What Abele Chose Not to Do
When the county has an extremely high-value property to develop, it should have been able to find a number of capable, experienced developers who would have had the project near completion today. In addition, the county could have done this with a transparent RFP process. Instead, the county executive chose a very non-transparent process to personally select his developer of choice who has failed to even start construction seven years later. Also, the developer he chose is the same one from whom Abele would later buy new two condos. Like the Couture, this earlier project heavily depended on public loan guarantees and various other public monies like Tax Incremental Financing. These public programs are essential for developments in distressed areas but should play a minor role in high-income projects built for high-income residents.

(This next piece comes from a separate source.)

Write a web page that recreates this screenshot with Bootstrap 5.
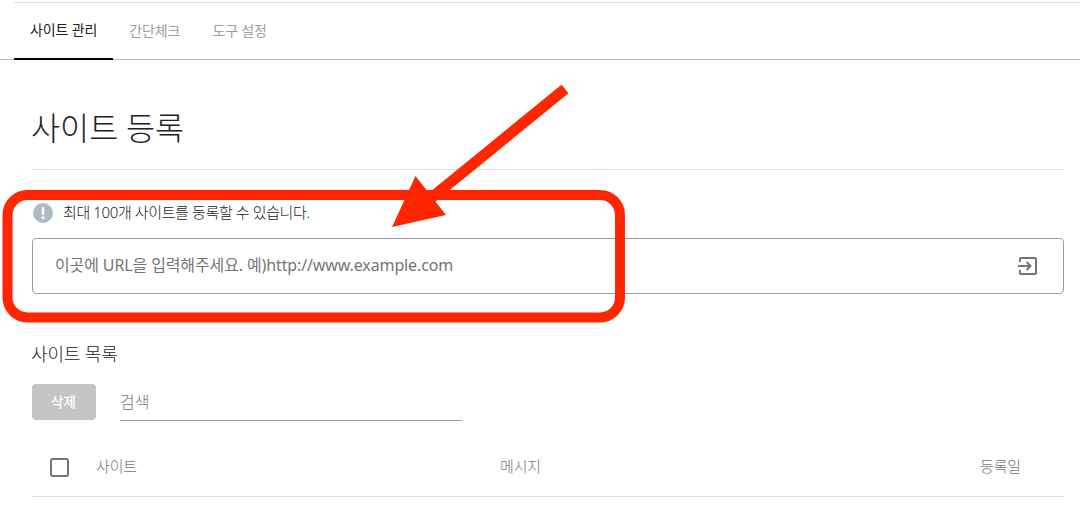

It’s not too late to change course. Alderman Bob Donovan, who is often at odds with the Shepherd Express, was spot-on when he suggested that it is time to find a new developer. Since the project has failed to move forward, the contract it has with the county states that the county could force the developer out of the deal and buy back the land for $425,000 if it failed to begin construction by a date that has already passed. Or will Chris Abele continue to support his guy for whatever unknown reasons, which would cause the county to have to repay $6.7 million to the FTA and leave an empty hole on the lakefront to linger as an embarrassment to Milwaukee?
Unfortunately, as we welcome the 2020 DNC convention-goers to Milwaukee and to our lovely world-class lakefront, we will have a hole in the ground from an eight-year-old project.
Louis Fortis is publisher and editor-in-chief of the Shepherd Express.